Find the lines with the string "that" and return them.

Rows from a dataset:
------

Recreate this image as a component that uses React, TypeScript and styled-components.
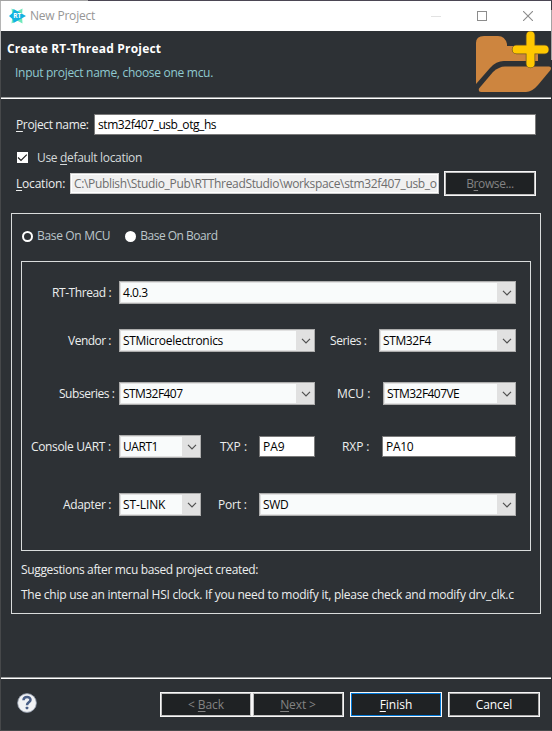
import React from 'react';
import styled, { createGlobalStyle } from 'styled-components';

const Global = createGlobalStyle`
  * { box-sizing: border-box; }
  body { margin: 0; background: #2d3135; }
`;

const Desktop = styled.div`
  width: 552px;
  height: 731px;
  padding: 1px;
  background:
    linear-gradient(to right, #a3a3a3 88px, #4b4653 88px) 0 0 / 552px 1px no-repeat,
    linear-gradient(#b5b5b5 60px, #46484a 60px) 0 0 / 1px 731px no-repeat,
    linear-gradient(#3c3a41 10px, #a3a3a3 10px, #a3a3a3 60px, #2b2e33 60px) 551px 0 / 1px 731px no-repeat,
    #47494b;
  font-family: 'Open Sans', 'Noto Sans', sans-serif;
  font-size: 12px;
  line-height: 16px;
  color: #eceeee;
`;

const Dialog = styled.div`
  display: flex;
  flex-direction: column;
  height: 729px;
  background: #2d3135;
`;

const Text = styled.span<{ $track?: number }>`
  display: block;
  white-space: pre;
  letter-spacing: ${(p) => p.$track ?? 0}px;
`;

const Mnemonic = styled.span`
  text-decoration: underline;
  text-decoration-thickness: 1px;
  text-underline-offset: 2px;
  text-decoration-skip-ink: none;
`;

const TitleBar = styled.div`
  display: flex;
  align-items: center;
  height: 30px;
  padding-left: 8px;
  background: #fff;
  color: #969696;
`;

const Title = styled(Text)`
  flex: 1;
  padding-left: 4px;
`;

const Caption = styled.div`
  display: flex;
  width: 46px;
  justify-content: center;
`;

const Header = styled.div`
  display: flex;
  justify-content: space-between;
  height: 68px;
  flex: none;
  border-bottom: 1px solid #fff;
  box-shadow: inset 0 -1px #9b9d9e;
`;

const HeaderText = styled.div`
  padding: 10px 0 0 6px;
`;

const Heading = styled(Text)`
  font-weight: bold;
  color: #fff;
`;

const Message = styled(Text)`
  padding: 8px 0 0 8px;
  color: #8fc9d0;
`;

const Content = styled.div`
  flex: 1;
  padding: 15px 10px 0;
`;

const FieldRow = styled.div`
  display: flex;
  align-items: center;
  padding: 0 5px;
`;

const NameLabel = styled(Text)`
  width: 78px;
`;

const LocationLabel = styled(Text)`
  width: 54px;
`;

const Field = styled.div<{ $width: number; $disabled?: boolean }>`
  width: ${(p) => p.$width}px;
  height: 21px;
  padding: 2px 2px 0 3px;
  overflow: hidden;
  border: 1px solid ${(p) => (p.$disabled ? '#cccccc' : '#7a7a7a')};
  box-shadow: inset 0 0 0 1px #fff;
  background: ${(p) => (p.$disabled ? '#f0f0f0' : '#fff')};
  color: ${(p) => (p.$disabled ? '#6d6d6d' : '#000')};
`;

const Button = styled.div<{ $tone?: 'disabled' | 'default'; $gap?: number }>`
  display: flex;
  justify-content: center;
  width: 92px;
  height: 25px;
  flex: none;
  padding-top: 4px;
  margin-left: ${(p) => p.$gap ?? 0}px;
  border: 1px solid #f7f7f7;
  box-shadow: inset 0 0 0 1px ${(p) => (p.$tone === 'default' ? '#0078d7' : p.$tone === 'disabled' ? '#bfbfbf' : '#adadad')};
  background: #1f2224;
  color: ${(p) => (p.$tone === 'disabled' ? '#838383' : '#fff')};
`;

const CheckRow = styled.div`
  display: flex;
  align-items: flex-start;
  gap: 9px;
  height: 16px;
  margin: 15px 0 5px;
  padding-left: 6px;
  color: #d5dadb;
`;

const CheckSlot = styled.div`
  display: flex;
  padding-top: 2px;
`;

const Group = styled.div`
  height: 401px;
  margin-top: 17px;
  border: 1px solid #d9dcdc;
  padding: 14px 9px 0;
`;

const RadioRow = styled.div`
  display: flex;
  align-items: center;
  height: 16px;
  padding-left: 1px;
  color: #bcc6ca;
`;

const Radio = styled.span<{ $checked?: boolean; $gap?: number }>`
  width: 11px;
  height: 11px;
  margin: 0 4px 0 ${(p) => p.$gap ?? 0}px;
  border-radius: 50%;
  border: 2px solid #fff;
  background: ${(p) => (p.$checked ? '#2d3135' : '#fff')};
`;

const Panel = styled.div`
  height: 290px;
  margin-top: 17px;
  border: 1px solid #d9dcdc;
  padding-top: 19px;
`;

const FormRow = styled.div<{ $after: number }>`
  display: flex;
  align-items: center;
  height: 23px;
  margin-bottom: ${(p) => p.$after}px;
`;

const Label = styled(Text)<{ $indent: number; $width: number }>`
  width: ${(p) => p.$width}px;
  padding-left: ${(p) => p.$indent}px;
  flex: none;
`;

const Combo = styled.div<{ $width: number }>`
  display: flex;
  width: ${(p) => p.$width}px;
  height: 23px;
  flex: none;
  border: 1px solid #adadad;
  padding: 1px 0;
  background: #e1e1e1;
  color: #000;
`;

const ComboValue = styled.div`
  flex: 1;
  margin-left: 1px;
  padding: 2px 0 0 2px;
  background: #f9fbfb;
`;

const ComboArrow = styled.div`
  display: flex;
  align-items: center;
  justify-content: flex-end;
  width: 18px;
  padding-right: 3px;
`;

const Note = styled(Text)<{ $top: number }>`
  margin-top: ${(p) => p.$top}px;
`;

const Footer = styled.div`
  display: flex;
  height: 53px;
  flex: none;
  padding: 14px 11px 0 15px;
  border-top: 1px solid #9b9d9e;
  box-shadow: inset 0 1px #fff;
`;

const HelpSlot = styled.div`
  flex: 1;
`;

const Logo = () => (
  <svg width="17" height="18" viewBox="0 0 17 18">
    <path d="M2.500 1.500 8 4.500 13.500 1.500 13 9 13.500 16.500 8 13.500 2.500 16.500 3.500 9Z" fill="#6fe8ba" />
    <path d="M0 9 4 5.500 4.500 2 17 9 4.500 16 4 12.500Z" fill="#12b2e2" />
    <text x="8.300" y="11.400" textAnchor="middle" fontSize="6.500" fontWeight="bold" fill="#fff">RT</text>
  </svg>
);

const FolderIcon = () => (
  <svg width="76" height="66" viewBox="475 31 76 66">
    <path d="M476 89V43Q476 36 484 36H498Q505 36 507 44V46H538V61H504Q496 61 490 68L476 84Z" fill="#cd853f" />
    <path d="M475 91.500V88.500L489 71.500Q496 61.500 504 61.500H540V64.500H504Q497 66 492 72L476 92Z" fill="#2d3135" />
    <path d="M481 92Q478 92 479 88.500L493 72Q499 66.500 505 66.500H549Q552 66.500 550.500 70L538 85Q532 92 526 92Z" fill="#cd853f" />
    <path d="M530.500 35.500V63.500M516.500 49.500H544.500" stroke="#6b5524" strokeWidth="9.500" strokeLinecap="round" />
    <path d="M530.500 35.500V63.500M516.500 49.500H544.500" stroke="#ffc800" strokeWidth="8" strokeLinecap="round" />
  </svg>
);

const HelpIcon = () => (
  <svg width="22" height="22" viewBox="0 0 22 22">
    <circle cx="11" cy="11" r="9.400" fill="#f1f2f4" stroke="#8d97a8" strokeWidth=".8" />
    <path d="M7.500 8.200C7.600 3.800 14.600 3.900 14.500 7.900C14.400 10.400 11 10.300 11 13.200" fill="none" stroke="#4a5f86" strokeWidth="2.500" />
    <rect x="9.700" y="14.700" width="2.600" height="2.500" rx=".6" fill="#4a5f86" />
  </svg>
);

const Checkbox = () => (
  <svg width="11" height="11" viewBox="0 0 11 11">
    <rect width="11" height="11" fill="#fff" />
    <path d="M1 5.500 4 8.400 9.800 2.600" fill="none" stroke="#222" strokeWidth="1.200" />
  </svg>
);

function Select({ width, value, track }: { width: number; value: string; track?: number }) {
  return (
    <Combo $width={width}>
      <ComboValue><Text $track={track}>{value}</Text></ComboValue>
      <ComboArrow>
        <svg width="10" height="6" viewBox="0 0 10 6">
          <path d="M1 .8 5 4.800 9 .8" fill="none" stroke="#505050" strokeWidth="1.200" />
        </svg>
      </ComboArrow>
    </Combo>
  );
}

export default function App() {
  return (
    <Desktop>
      <Global />
      <Dialog>
        <TitleBar>
          <Logo />
          <Title $track={-0.2}>New Project</Title>
          <Caption><svg width="10" height="10"><path d="M0 5.500H10" stroke="#e2e2e2" /></svg></Caption>
          <Caption><svg width="10" height="10"><rect x=".5" y=".5" width="9" height="9" fill="none" stroke="#8c8c8c" /></svg></Caption>
          <Caption><svg width="10" height="10"><path d="M0 0 10 10M10 0 0 10" stroke="#8c8c8c" strokeWidth="1.100" /></svg></Caption>
        </TitleBar>
        <Header>
          <HeaderText>
            <Heading $track={0.2}>Create RT-Thread Project</Heading>
            <Message $track={-0.29}>Input project name, choose one mcu.</Message>
          </HeaderText>
          <FolderIcon />
        </Header>
        <Content>
          <FieldRow>
            <NameLabel $track={-0.36}><Mnemonic>P</Mnemonic>roject name:</NameLabel>
            <Field $width={442}><Text $track={-0.43}>stm32f407_usb_otg_hs</Text></Field>
          </FieldRow>
          <CheckRow>
            <CheckSlot><Checkbox /></CheckSlot>
            <Text $track={-0.32}>Use <Mnemonic>d</Mnemonic>efault location</Text>
          </CheckRow>
          <FieldRow>
            <LocationLabel $track={-0.2}><Mnemonic>L</Mnemonic>ocation:</LocationLabel>
            <Field $width={369} $disabled>
              <Text $track={-0.34}>{'C:\\Publish\\Studio_Pub\\RTThreadStudio\\workspace\\stm32f407_usb_o'}</Text>
            </Field>
            <Button $tone="disabled" $gap={5}><Text $track={-0.4}>B<Mnemonic>r</Mnemonic>owse...</Text></Button>
          </FieldRow>
          <Group>
            <RadioRow>
              <Radio $checked />
              <Text $track={-0.33}>Base On MCU</Text>
              <Radio $gap={15} />
              <Text $track={-0.5}>Base On Board</Text>
            </RadioRow>
            <Panel>
              <FormRow $after={25}>
                <Label $indent={30} $width={97} $track={-0.42}>RT-Thread :</Label>
                <Select width={397} value="4.0.3" track={-0.45} />
              </FormRow>
              <FormRow $after={30}>
                <Label $indent={46} $width={97} $track={-0.5}>Vendor :</Label>
                <Select width={196} value="STMicroelectronics" track={-0.3} />
                <Label $indent={15} $width={64} $track={-0.45}>Series :</Label>
                <Select width={137} value="STM32F4" track={-0.38} />
              </FormRow>
              <FormRow $after={30}>
                <Label $indent={37} $width={97} $track={-0.46}>Subseries :</Label>
                <Select width={196} value="STM32F407" track={-0.56} />
                <Label $indent={22} $width={68}>MCU :</Label>
                <Select width={133} value="STM32F407VE" track={-0.56} />
              </FormRow>
              <FormRow $after={35}>
                <Label $indent={9} $width={97} $track={-0.35}>Console UART :</Label>
                <Select width={82} value="UART1" track={-0.45} />
                <Label $indent={19} $width={58}>TXP :</Label>
                <Field $width={56}><Text>PA9</Text></Field>
                <Label $indent={27} $width={67} $track={-0.1}>RXP :</Label>
                <Field $width={134}><Text $track={-0.3}>PA10</Text></Field>
              </FormRow>
              <FormRow $after={0}>
                <Label $indent={41} $width={97} $track={-0.34}>Adapter :</Label>
                <Select width={82} value="ST-LINK" track={-0.1} />
                <Label $indent={17} $width={58} $track={-0.2}>Port :</Label>
                <Select width={257} value="SWD" track={-0.3} />
              </FormRow>
            </Panel>
            <Note $top={11} $track={-0.34}>Suggestions after mcu based project created:</Note>
            <Note $top={9} $track={-0.255}>The chip use an internal HSI clock. If you need to modify it, please check and modify drv_clk.c</Note>
          </Group>
        </Content>
        <Footer>
          <HelpSlot><HelpIcon /></HelpSlot>
          <Button $tone="disabled"><Text $track={-0.1}>{'< '}<Mnemonic>B</Mnemonic>ack</Text></Button>
          <Button $tone="disabled"><Text $track={-0.1}><Mnemonic>N</Mnemonic>{'ext >'}</Text></Button>
          <Button $tone="default" $gap={6}><Text><Mnemonic>F</Mnemonic>inish</Text></Button>
          <Button $gap={6}><Text $track={-0.1}>Cancel</Text></Button>
        </Footer>
      </Dialog>
    </Desktop>
  );
}
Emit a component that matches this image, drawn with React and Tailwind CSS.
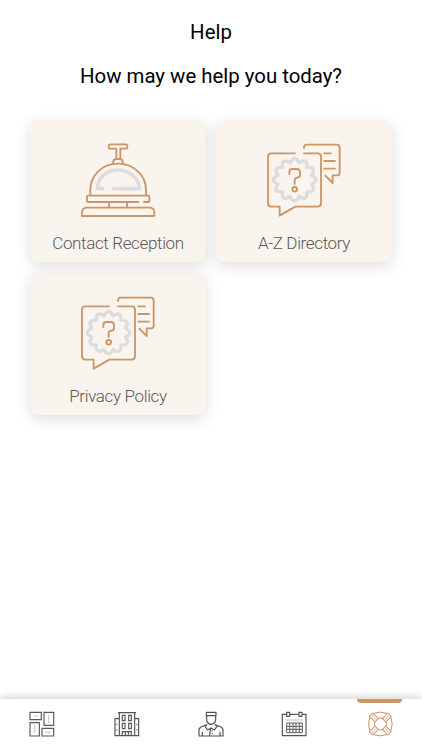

------

● **Complete answer**:
Recreate this image as a component that uses React, TypeScript and styled-components.
Emit a component that matches this image, drawn with React and Tailwind CSS.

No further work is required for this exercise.